The musician personnel is a changeable thing during a CamPac season, and the stage population at Hahn Hall varies from nine for the October 29 program of Beethoven (Hammerklavier sonata), Mozart, and Chopin to three musicians for the November 21 roster. That program gamely shifts from the stuffy stuff of Rachmaninoff to music of Armenian composer Arno Babajanian and lesser-known items from Icelandic composer María Huld Markan Sigfúsdóttir (former member of the Iceland band Sigur Rós). For more information, see cameratapacifica.org.

Prometheus | Credit: Marleen Annema

Head over the 154 for more chamber music worth savoring thanks to the Santa Ynez Valley Concert Series, now up to its 45th annual season (formerly known as “Schoolhouse Music,” a nod to Los Olivos’s Dunn School). This fall, in its atmospherically clement home of the St. Mark’s-in-the-Valley Episcopal Church in Los Olivos, the series — headed up by and sometimes featuring pianist Robert Cassidy — kicks off with An Evening of Brahms Chamber Music (Oct. 11) and continues with Seraph Brass on November 4. For more information, see smitv.org/syv-concert-series.html.

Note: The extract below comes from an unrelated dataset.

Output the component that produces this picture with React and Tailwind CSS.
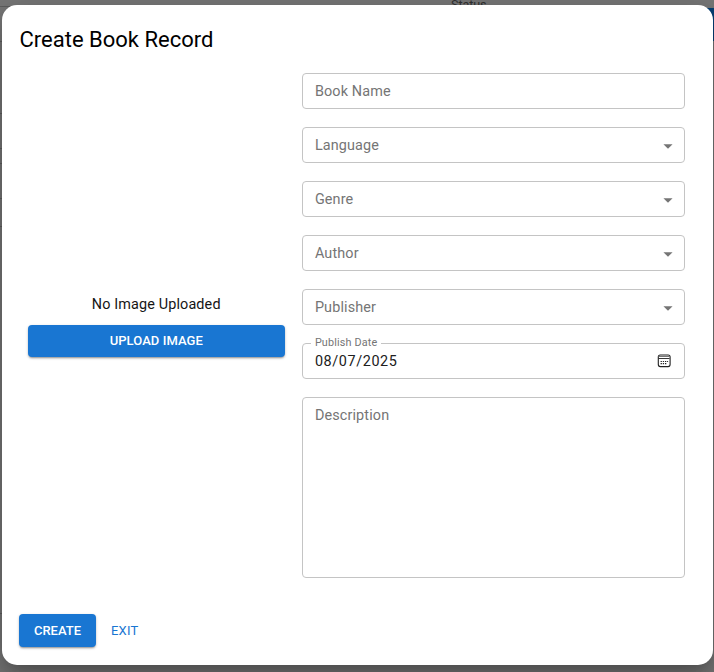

A welcome, new-ish addition to Santa Barbara’s classical “concert season” is the Music Academy of the West, which, in the past three years, has broken from its erstwhile summer-timed program to give us a few tasty evenings under the umbrella of the Mariposa Series. Last year’s four-concert program, spread out over several months, was especially strong (my favorite being the JACK Quartet), and the upward tradition continues in the 2025-26 list. 

Fittingly, the Prometheus Quartet, formed at Julliard in 2023 and MAW’s first “Emerging Artists String Quartet,” brings a program of Beethoven, Mendelssohn, and young composer (and former Academy guest artist) Caroline Shaw to Hahn Hall on October 17. Academy faculty pianist of note Conor Hanick joins alum clarinetist Gerbrich Meijer at the Hahn on November 19. Dipping into 2026, watch for the power trio of Tessa Lark, Joshua Roman, and Edgar Meyer — doing up music of Bach and Meyer — on January 8, and the New York Philharmonic String Quartet on April 2 and 3.